— START —

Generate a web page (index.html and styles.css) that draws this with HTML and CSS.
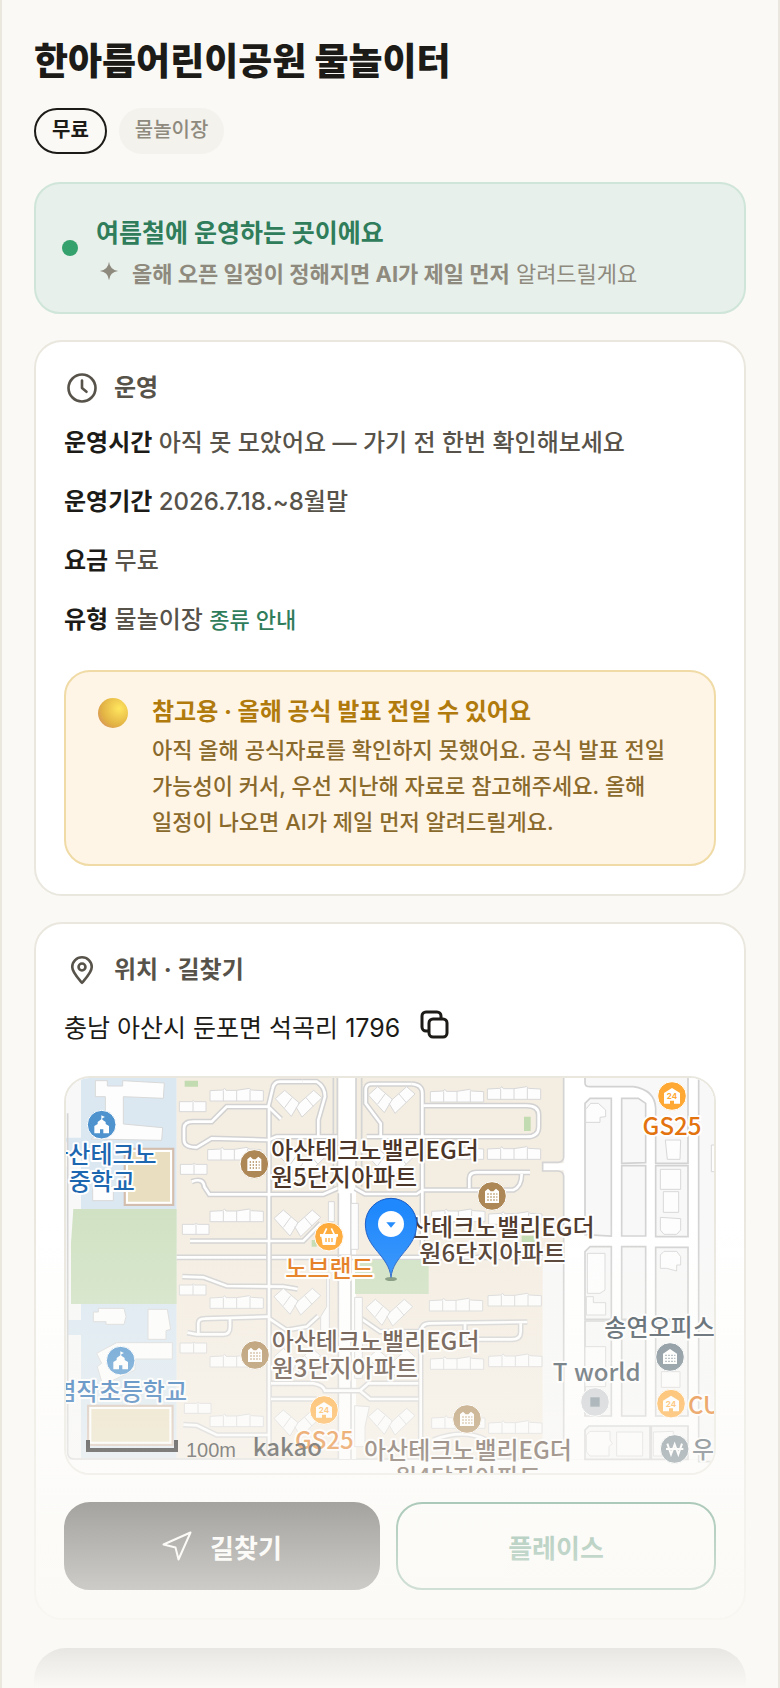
FILE: index.html
```html
<!DOCTYPE html>
<html lang="ko">
<head>
    <meta charset="UTF-8">
    <meta name="viewport" content="width=device-width, initial-scale=1.0">
    <title>한아름어린이공원 물놀이터</title>
    <link rel="stylesheet" href="styles.css">
</head>
<body>
    <main class="page">
        <h1>한아름어린이공원 물놀이터</h1>
        <div class="tags">
            <span class="tag tag-free">무료</span>
            <span class="tag">물놀이장</span>
        </div>

        <section class="status">
            <span class="status-dot"></span>
            <div>
                <p class="status-title">여름철에 운영하는 곳이에요</p>
                <p class="status-sub">
                    <svg class="spark" viewBox="0 0 24 24"><path d="M12 2 Q13 11 22 12 Q13 13 12 22 Q11 13 2 12 Q11 11 12 2 Z"/></svg>
                    <span><b>올해 오픈 일정이 정해지면 AI가 제일 먼저</b> 알려드릴게요</span>
                </p>
            </div>
        </section>

        <section class="card">
            <h2>
                <svg class="icon" viewBox="0 0 24 24"><circle cx="12" cy="12" r="9"/><path d="M12 7v5l3 2.500"/></svg>
                운영
            </h2>
            <div class="rows">
                <p><b>운영시간</b> 아직 못 모았어요 — 가기 전 한번 확인해보세요</p>
                <p><b>운영기간</b> 2026.7.18.~8월말</p>
                <p><b>요금</b> 무료</p>
                <p><b>유형</b> 물놀이장 <a href="#types">종류 안내</a></p>
            </div>
            <div class="notice">
                <span class="orb"></span>
                <div>
                    <p class="notice-title">참고용 · 올해 공식 발표 전일 수 있어요</p>
                    <p class="notice-text">아직 올해 공식자료를 확인하지 못했어요. 공식 발표 전일 가능성이 커서, 우선 지난해 자료로 참고해주세요. 올해 일정이 나오면 AI가 제일 먼저 알려드릴게요.</p>
                </div>
            </div>
        </section>

        <section class="card">
            <h2>
                <svg class="icon" viewBox="0 0 24 24"><path d="M12 20.500C9 17 5.500 13.500 5.500 10a6.500 6.500 0 0 1 13 0c0 3.500-3.500 7-6.500 10.500z"/><circle cx="12" cy="10" r="2.300"/></svg>
                위치 · 길찾기
            </h2>
            <div class="address">
                <span>충남 아산시 둔포면 석곡리 1796</span>
                <button type="button" class="copy" aria-label="주소 복사">
                    <svg viewBox="0 0 30 30"><rect x="9" y="9" width="18" height="18" rx="4"/><path d="M9 21H6a4 4 0 0 1-4-4V6a4 4 0 0 1 4-4h11a4 4 0 0 1 4 4v3"/></svg>
                </button>
            </div>

            <div class="map">
                <svg viewBox="48 54 1944 1185" preserveAspectRatio="xMidYMid slice">
                    <defs>
                        <g id="row4"><path d="M0 7 L38 5 L44 0 L48 6 H80 L118 0 L124 5 L160 7 V38 H0 Z M40 6 V38 M80 6 V38 M120 4 V38"/></g>
                        <g id="row2"><path d="M0 3 H36 L42 0 L46 3 H80 V33 H0 Z M41 3 V33"/></g>
                        <g id="vee"><path d="M0 25 L28 0 L72 38 L48 78 Z M28 52 L50 22 M68 42 L115 0 L140 22 L80 80 L62 50 M92 22 L114 48"/></g>
                        <g id="apt"><circle r="43"/><path class="glyph" d="M-21 21 V-14 L-12 -22 L-4 -14 H4 L12 -22 L21 -14 V21 Z"/><path class="dots" d="M-14 -6 H16 M-14 3 H16 M-14 12 H16"/></g>
                        <g id="school"><circle r="43"/><path class="glyph" d="M-22 26 V4 L-12 -2 V-8 L-1 -16 V-28 L10 -23 L2 -19 V-15 L12 -8 V-2 L22 4 V26 H5 V14 H-5 V26 Z"/></g>
                        <g id="store"><circle r="43"/><path class="glyph" d="M-24 23 V-9 L0 -24 L24 -9 V23 H6 V14 H-6 V23 Z"/></g>
                        <g id="roads">
                            <path d="M757 65 H690 Q672 65 668 85 L655 140 H530 L485 185 H430 Q402 185 402 205 V240 Q402 262 440 262 L485 235 L655 240 L680 230 H862"/>
                            <path d="M657 140 V1190 M655 140 L693 177"/>
                            <path d="M757 65 H800 Q825 80 825 110 L805 180 V228"/>
                            <path d="M425 365 Q460 352 463 380 L478 403 H820 L862 385"/>
                            <path d="M420 543 H760 L812 490"/>
                            <path d="M397 650 L460 652 L530 678 L700 680 L743 687"/>
                            <path d="M412 818 L440 823 H520 Q540 823 540 800 V778 M445 820 V790 Q445 776 465 776 L655 770"/>
                            <path d="M657 775 L710 810 L770 800 L805 768"/>
                            <path d="M400 1094 L440 1096 L500 1125 H655"/>
                            <path d="M663 970 H790 Q820 975 825 992 H930 L955 970 H1105 M663 1017 H800 M930 992 L960 1017 H1105"/>
                            <path d="M1085 72 H965 Q945 72 947 95 V130 L992 190 V230"/>
                            <path d="M1085 72 Q1117 74 1117 100 V560"/>
                            <path d="M1120 137 H1430 Q1466 137 1466 165 V200 Q1466 230 1430 230 H950"/>
                            <path d="M915 385 L945 402 H1100 L1118 390 H1390 Q1415 380 1415 342 M1258 385 V355 Q1258 337 1280 337 H1440"/>
                            <path d="M925 770 L990 815 H1110"/>
                            <path d="M1112 1190 V820 Q1112 790 1140 790 L1432 786 M1245 790 V838 H1385 Q1412 838 1412 815 V788"/>
                            <path d="M1150 1140 Q1240 1105 1310 1140"/>
                        </g>
                    </defs>

                    <!-- ground -->
                    <rect class="ground" x="48" y="54" width="1944" height="1185"/>
                    <path class="school-area" d="M93 54 H380 V447 H93 V290 H48 V233 H93 Z M93 732 H380 V1195 H93 V825 H53 V780 H93 Z"/>
                    <path class="beige" d="M380 54 H1540 V560 H1478 V1195 H380 Z"/>
                    <path class="green" d="M70 447 H380 V732 H63 V550 Z"/>
                    <path class="field" d="M224 266 H370 V435 H224 Z M114 1037 H368 V1155 H114 Z"/>
                    <path class="field-edge" d="M231 273 H363 V428 H231 Z M121 1044 H361 V1148 H121 Z"/>
                    <path class="lawn" d="M404 62 H444 V80 H404 Z M1422 170 H1442 V213 H1422 Z M1415 527 H1454 V547 H1415 Z M785 540 H800 V560 H785 Z"/>

                    <!-- streets -->
                    <path class="line" d="M53 160 V1180 Q55 1197 72 1197 H1478"/>
                    <path class="white" d="M53 1200 H1992 V1239 H53 Z M1543 54 H1992 V1197 H1543 Z M1478 310 H1545 V331 H1478 Z M865 54 H918 V1197 H865 Z"/>
                    <path class="cross-case" d="M380 592 H1478"/>
                    <path class="cross" d="M380 592 H1478"/>
                    <path class="line" d="M850 54 V390 M862 54 V380 M918 54 V380 M935 54 V380 M865 400 V1197 M903 400 V1197 M1541 54 V290 Q1541 305 1525 307 H1478 V333 H1525 Q1541 335 1541 350 V1180"/>
                    <use href="#roads" class="case"/>
                    <use href="#roads" class="street"/>
                    <path class="green" d="M915 600 H1136 V702 H915 Z"/>

                    <!-- city blocks -->
                    <g class="block">
                        <path d="M1605 54 V68 Q1605 80 1620 80 H1750 Q1815 90 1817 145 V310 H1914 V54"/>
                        <path d="M1605 130 L1620 115 H1684 V528 L1605 524 Z M1715 115 H1765 L1787 130 V308 L1715 310 Z M1715 317 H1787 V528 H1715 Z M1817 317 H1914 V530 H1817 Z"/>
                        <path d="M1605 575 L1620 560 H1684 V778 H1605 Z M1715 560 H1787 V778 H1715 Z M1817 562 H1914 V778 H1817 Z"/>
                        <path d="M1605 783 H1684 V1068 H1605 Z M1715 783 H1787 V1068 H1715 Z M1817 783 H1914 V1068 H1817 Z"/>
                        <path d="M1605 1110 L1617 1098 H1800 V1198 H1605 Z M1804 1098 H1914 V1198 H1804 Z M1946 54 H1999 V1205 H1946 Z"/>
                    </g>

                    <!-- buildings -->
                    <g class="building">
                        <path d="M136 62 H172 V78 H218 V62 L343 69 L340 115 L220 110 V192 L338 203 L335 241 L124 237 L166 200 V110 H136 Z"/>
                        <path d="M128 380 H190 V422 H128 Z M145 745 H222 L228 770 L222 793 H168 V785 H130 V756 H145 Z M294 748 H352 L362 808 L348 812 V838 H294 Z M200 848 H367 V897 H255 V930 L180 965 H155 L142 920 L155 910 L140 880 Z"/>
                        <path d="M835 425 H853 V485 H835 Z M903 430 H925 V568 H903 Z M914 712 H937 V955 H914 Z M914 1037 L958 1040 L945 1100 V1160 H914 Z M830 640 V740 L812 770 V850 H838 V640 Z"/>
                        <use href="#row4" x="480" y="85"/><use href="#row4" x="473" y="262"/><use href="#row4" x="480" y="447"/>
                        <use href="#row4" x="480" y="707"/><use href="#row4" x="480" y="883"/><use href="#row4" x="480" y="1062"/>
                        <use href="#row4" x="1141" y="88"/><use href="#row4" x="1312" y="80"/><use href="#row4" x="1141" y="260"/><use href="#row4" x="1312" y="260"/>
                        <use href="#row4" x="1145" y="447"/><use href="#row4" x="1316" y="455"/><use href="#row4" x="1138" y="715"/><use href="#row4" x="1314" y="700"/>
                        <use href="#row4" x="1141" y="890"/><use href="#row4" x="1316" y="882"/><use href="#row4" x="1145" y="1067"/><use href="#row4" x="1316" y="1082"/>
                        <use href="#row2" x="388" y="122"/><use href="#row2" x="391" y="310"/><use href="#row2" x="397" y="490"/>
                        <use href="#row2" x="388" y="672"/><use href="#row2" x="390" y="846"/><use href="#row2" x="403" y="1027"/>
                        <use href="#vee" x="676" y="91"/><use href="#vee" x="690" y="265"/><use href="#vee" x="672" y="450"/><use href="#vee" x="672" y="685"/>
                        <use href="#vee" x="672" y="865"/><use href="#vee" x="672" y="1050"/><use href="#vee" x="955" y="80"/><use href="#vee" x="955" y="265"/>
                        <use href="#vee" x="948" y="718"/><use href="#vee" x="955" y="868"/><use href="#vee" x="955" y="1045"/>
                        <path d="M1610 145 L1622 130 H1645 L1667 150 V170 L1650 172 V187 H1607 V145 Z M1846 240 H1892 L1890 298 H1852 Z M1831 328 H1892 V388 H1831 Z M1840 395 H1886 V457 H1840 Z M1831 472 L1892 476 V510 L1880 523 H1842 L1831 510 Z"/>
                        <path d="M1612 580 H1665 V690 L1650 700 H1612 Z M1609 710 H1630 V728 H1667 V765 H1609 Z M1831 585 L1842 574 H1880 L1892 590 V615 H1880 V633 L1850 625 H1831 Z M1605 860 H1667 V980 H1605 Z M1834 935 H1890 V982 H1834 Z"/>
                        <path d="M1609 1125 L1620 1114 H1680 V1140 L1687 1150 L1677 1160 V1188 H1620 L1609 1175 Z M1700 1116 H1778 V1188 H1700 Z M1810 1116 L1870 1114 V1188 H1810 Z M1984 255 H1999 V335 H1984 Z"/>
                    </g>

                    <!-- scale -->
                    <path class="scale" d="M114 1140 V1170 H378 V1140"/>
                    <text class="scale-text" x="408" y="1192">100m</text>

                    <!-- places -->
                    <use href="#school" class="poi poi-blue" x="155" y="194"/>
                    <text class="blue" x="320" y="309" text-anchor="end">아산테크노</text>
                    <text class="blue" x="56" y="391">중학교</text>
                    <use href="#apt" class="poi poi-brown" x="613" y="312"/>
                    <text x="663" y="298">아산테크노밸리EG더</text>
                    <text x="663" y="377">원5단지아파트</text>
                    <g class="poi poi-orange" transform="translate(837 530)">
                        <circle r="43"/>
                        <path class="glyph" d="M-27 -8 H27 V0 H23 L19 25 H-19 L-23 0 H-27 Z"/>
                        <path class="basket" d="M-16 -6 L-7 -25 M16 -6 L7 -25"/>
                        <path class="slots" d="M-9 4 V16 M0 4 V16 M9 4 V16"/>
                    </g>
                    <text class="orange" x="706" y="650">노브랜드</text>
                    <use href="#apt" class="poi poi-brown" x="1326" y="408"/>
                    <text x="1634" y="527" text-anchor="end">아산테크노밸리EG더</text>
                    <text x="1108" y="606">원6단지아파트</text>
                    <use href="#store" class="poi poi-orange" x="1866" y="108"/>
                    <text class="num" x="1866" y="117">24</text>
                    <text class="orange" x="1866" y="226" text-anchor="middle">GS25</text>
                    <use href="#apt" class="poi poi-brown" x="615" y="885"/>
                    <text x="665" y="871">아산테크노밸리EG더</text>
                    <text x="665" y="952">원3단지아파트</text>
                    <use href="#school" class="poi poi-blue" x="212" y="902"/>
                    <text class="blue" x="411" y="1019" text-anchor="end">염작초등학교</text>
                    <use href="#store" class="poi poi-orange" x="822" y="1050"/>
                    <text class="num" x="822" y="1059">24</text>
                    <text class="orange" x="823" y="1168" text-anchor="middle">GS25</text>
                    <text class="logo" x="608" y="1188">kakao</text>
                    <use href="#apt" class="poi poi-brown" x="1251" y="1077"/>
                    <text x="942" y="1198">아산테크노밸리EG더</text>
                    <text x="1035" y="1278">원4단지아파트</text>
                    <text class="gray" x="1663" y="827">송연오피스</text>
                    <g class="poi poi-gray" transform="translate(1860 891)">
                        <circle r="43"/>
                        <path class="glyph" d="M-21 21 V-10 L0 -24 L21 -10 V21 Z"/>
                        <path class="dots" d="M-14 -5 H16 M-14 4 H16 M-14 13 H16"/>
                    </g>
                    <text class="gray" x="1508" y="962">T world</text>
                    <g class="poi poi-light" transform="translate(1635 1026)">
                        <circle r="43"/>
                        <rect class="square" x="-14" y="-14" width="28" height="28"/>
                    </g>
                    <use href="#store" class="poi poi-orange" x="1863" y="1031"/>
                    <text class="num" x="1863" y="1040">24</text>
                    <text class="orange" x="1914" y="1061">CU</text>
                    <g class="poi poi-gray" transform="translate(1874 1167)">
                        <circle r="43"/>
                        <path class="won" d="M-22 -16 L-11 16 L0 -14 L11 16 L22 -16 M-26 0 H26"/>
                    </g>
                    <text class="gray" x="1926" y="1193">우</text>

                    <!-- marker -->
                    <ellipse class="shadow" cx="1023" cy="657" rx="18" ry="6"/>
                    <path class="pin" d="M1023 652 C1016 585 946 565 946 492 A77 77 0 0 1 1100 492 C1100 565 1030 585 1023 652 Z"/>
                    <circle class="pin-hole" cx="1023" cy="492" r="39"/>
                    <path class="pin-arrow" d="M1009 487 H1037 L1023 503 Z"/>
                </svg>
            </div>

            <div class="actions">
                <button type="button" class="btn btn-dark">
                    <svg viewBox="0 0 30 30"><path d="M28.500 1.500 L1.500 13.500 L13.500 16.500 L16.500 28.500 Z"/></svg>
                    길찾기
                </button>
                <button type="button" class="btn btn-line">플레이스</button>
            </div>
        </section>

        <div class="next-card"></div>
        <div class="fade"></div>
    </main>
</body>
</html>
```

FILE: styles.css
```css
* {
    box-sizing: border-box;
}

body {
    margin: 0;
    background: #faf9f5;
    color: #1c1b17;
    font-family: Inter, "Noto Sans CJK KR", sans-serif;
    font-size: 24px;
    line-height: 36px;
    word-break: keep-all;
}

h1, h2, p {
    margin: 0;
}

.page {
    position: relative;
    height: 100vh;
    overflow: hidden;
    padding: 36px 32px 0;
    border: solid #e9e7de;
    border-width: 0 2px;
}

h1 {
    font-size: 37px;
    line-height: 52px;
    font-weight: 800;
}

.tags {
    display: flex;
    gap: 12px;
    margin: 20px 0 28px;
}

.tag {
    height: 46px;
    padding: 0 16px;
    border-radius: 23px;
    background: #f3f2ed;
    color: #8f8a7e;
    font-size: 20px;
    line-height: 44px;
    font-weight: 500;
}

.tag-free {
    border: 2px solid #1c1b17;
    background: none;
    color: #1c1b17;
    line-height: 40px;
    font-weight: 700;
}

.status {
    display: flex;
    align-items: center;
    gap: 18px;
    height: 132px;
    padding: 0 26px;
    margin-bottom: 26px;
    border: 2px solid #cfe5d9;
    border-radius: 26px;
    background: #e7f0eb;
}

.status-dot {
    width: 16px;
    height: 16px;
    border-radius: 50%;
    background: #35a16c;
}

.status-title {
    padding-top: 10px;
    color: #2f7d5b;
    font-size: 25px;
    line-height: 42px;
    font-weight: 700;
}

.status-sub {
    display: flex;
    align-items: center;
    gap: 12px;
    padding-left: 2px;
    color: #8f8a7e;
    font-size: 22px;
    line-height: 40px;
}

.spark {
    width: 22px;
    height: 22px;
    margin-bottom: 6px;
    fill: #8f8a7e;
}

.card {
    padding: 28px;
    margin-bottom: 26px;
    border: 2px solid #e9e7de;
    border-radius: 28px;
    background: #fff;
}

h2 {
    display: flex;
    align-items: center;
    gap: 14px;
    height: 36px;
    color: #57534a;
    font-size: 24px;
    font-weight: 700;
}

.icon {
    width: 36px;
    height: 36px;
    fill: none;
    stroke: #57534a;
    stroke-width: 1.75;
    stroke-linecap: round;
    stroke-linejoin: round;
}

.rows {
    display: grid;
    gap: 20px;
    margin-top: 17px;
    color: #57534a;
    line-height: 39px;
    font-weight: 500;
}

.rows b {
    color: #1c1b17;
}

.rows a {
    color: #2f7d5b;
    font-size: 22px;
    text-decoration: none;
}

.notice {
    display: flex;
    gap: 24px;
    margin-top: 30px;
    padding: 20px 32px 24px;
    border: 2px solid #f0dba6;
    border-radius: 26px;
    background: #fff5e6;
}

.orb {
    flex: none;
    width: 30px;
    height: 30px;
    margin-top: 6px;
    border-radius: 50%;
    background: radial-gradient(circle at 70% 35%, #ffe65e, #e2b244 60%, #d0806a);
}

.notice-title {
    color: #b07a0c;
    font-size: 24px;
    line-height: 40px;
    font-weight: 700;
}

.notice-text {
    color: #8a6a2c;
    font-size: 22px;
    line-height: 36px;
    font-weight: 500;
}

.address {
    display: flex;
    align-items: flex-start;
    gap: 20px;
    margin: 22px 0 30px;
    font-size: 25px;
}

.copy {
    width: 30px;
    height: 30px;
    padding: 0;
    border: 0;
    background: none;
}

.copy svg {
    display: block;
    width: 30px;
    height: 30px;
    fill: none;
    stroke: #1c1b17;
    stroke-width: 3;
}

.map {
    overflow: hidden;
    height: 399px;
    border: 2px solid #e9e7de;
    border-radius: 26px;
}

.map svg {
    display: block;
    width: 100%;
    height: 100%;
}

.ground { fill: #f8f8f8; }
.school-area { fill: #dbe8f1; }
.beige { fill: #f4ede2; }
.green { fill: #d0e2c3; }
.lawn { fill: #c3dbb0; }
.white { fill: #fff; }

.field {
    fill: #e9dfc0;
    stroke: #d3bdaf;
    stroke-width: 6;
}

.field-edge {
    fill: none;
    stroke: #fff;
    stroke-width: 6;
}

.line {
    fill: none;
    stroke: #d4d4d4;
    stroke-width: 5;
}

.cross-case, .case {
    fill: none;
    stroke: #d2d2d2;
    stroke-width: 17;
}

.cross, .street {
    fill: none;
    stroke: #fff;
    stroke-width: 8;
}

.block {
    fill: #f8f8f8;
    stroke: #d2d2d2;
    stroke-width: 5;
}

.building {
    fill: #fdfdfd;
    stroke: #d8d8d8;
    stroke-width: 3;
}

.map text {
    fill: #4b3528;
    stroke: #fff;
    stroke-width: 12;
    stroke-linejoin: round;
    paint-order: stroke;
    font-family: "Noto Sans CJK KR", sans-serif;
    font-size: 72px;
    font-weight: 500;
}

.map .blue { fill: #1d66b0; }
.map .orange { fill: #e3730f; }
.map .gray { fill: #3f4d57; }

.map .num {
    fill: #ffa834;
    stroke: none;
    font-family: Inter, sans-serif;
    font-size: 24px;
    font-weight: 700;
    text-anchor: middle;
}

.map .logo {
    fill: #111;
    stroke: none;
}

.map .scale-text {
    fill: #111;
    stroke: none;
    font-family: "Liberation Sans", sans-serif;
    font-size: 60px;
    font-weight: 400;
}

.scale {
    fill: none;
    stroke: #000;
    stroke-width: 12;
}

.poi {
    stroke: #fff;
    stroke-width: 3;
}

.poi-blue { fill: #4e93ce; }
.poi-brown { fill: #ad8856; }
.poi-orange { fill: #ffa834; }
.poi-gray { fill: #6f808a; }
.poi-light { fill: #c9cdd2; }

.glyph {
    fill: #fff;
    stroke: none;
}

.dots {
    fill: none;
    stroke: #ad8856;
    stroke-width: 4;
    stroke-dasharray: 4 5;
}

.poi-gray .dots {
    stroke: #6f808a;
}

.basket {
    fill: none;
    stroke: #fff;
    stroke-width: 5;
}

.slots {
    stroke: #ffa834;
    stroke-width: 4;
}

.square {
    fill: #7c8c96;
    stroke: none;
}

.won {
    fill: none;
    stroke: #fff;
    stroke-width: 6;
}

.shadow { fill: #3c5a3c; opacity: 0.6; }

.pin {
    fill: #1e88fc;
    stroke: #1a5bc4;
    stroke-width: 3;
}

.pin-hole { fill: #fff; }
.pin-arrow { fill: #1e88fc; }

.actions {
    display: grid;
    grid-template-columns: 316fr 320fr;
    gap: 16px;
    margin-top: 27px;
}

.btn {
    display: flex;
    align-items: center;
    justify-content: center;
    gap: 18px;
    height: 88px;
    padding: 0;
    border: 2px solid #1c1b17;
    border-radius: 26px;
    font-family: inherit;
    font-size: 26px;
    font-weight: 700;
}

.btn svg {
    width: 30px;
    height: 30px;
    fill: none;
    stroke: #fff;
    stroke-width: 2;
    stroke-linejoin: round;
}

.btn-dark {
    background: #1c1b17;
    color: #fff;
}

.btn-line {
    border-color: #2f7d5b;
    background: #fff;
    color: #2f7d5b;
}

.next-card {
    height: 120px;
    margin-top: 28px;
    border-radius: 32px;
    background: #1c1b17;
}

.fade {
    position: absolute;
    left: 0;
    right: 0;
    bottom: 0;
    height: 480px;
    background: linear-gradient(rgba(250, 249, 245, 0), #faf9f5);
}
```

— END —

Search the preceding listing for "page" and extract every line where it is found.

Generate a web page (index.html and styles.css) that draws this with HTML and CSS.
    <main class="page">
.page {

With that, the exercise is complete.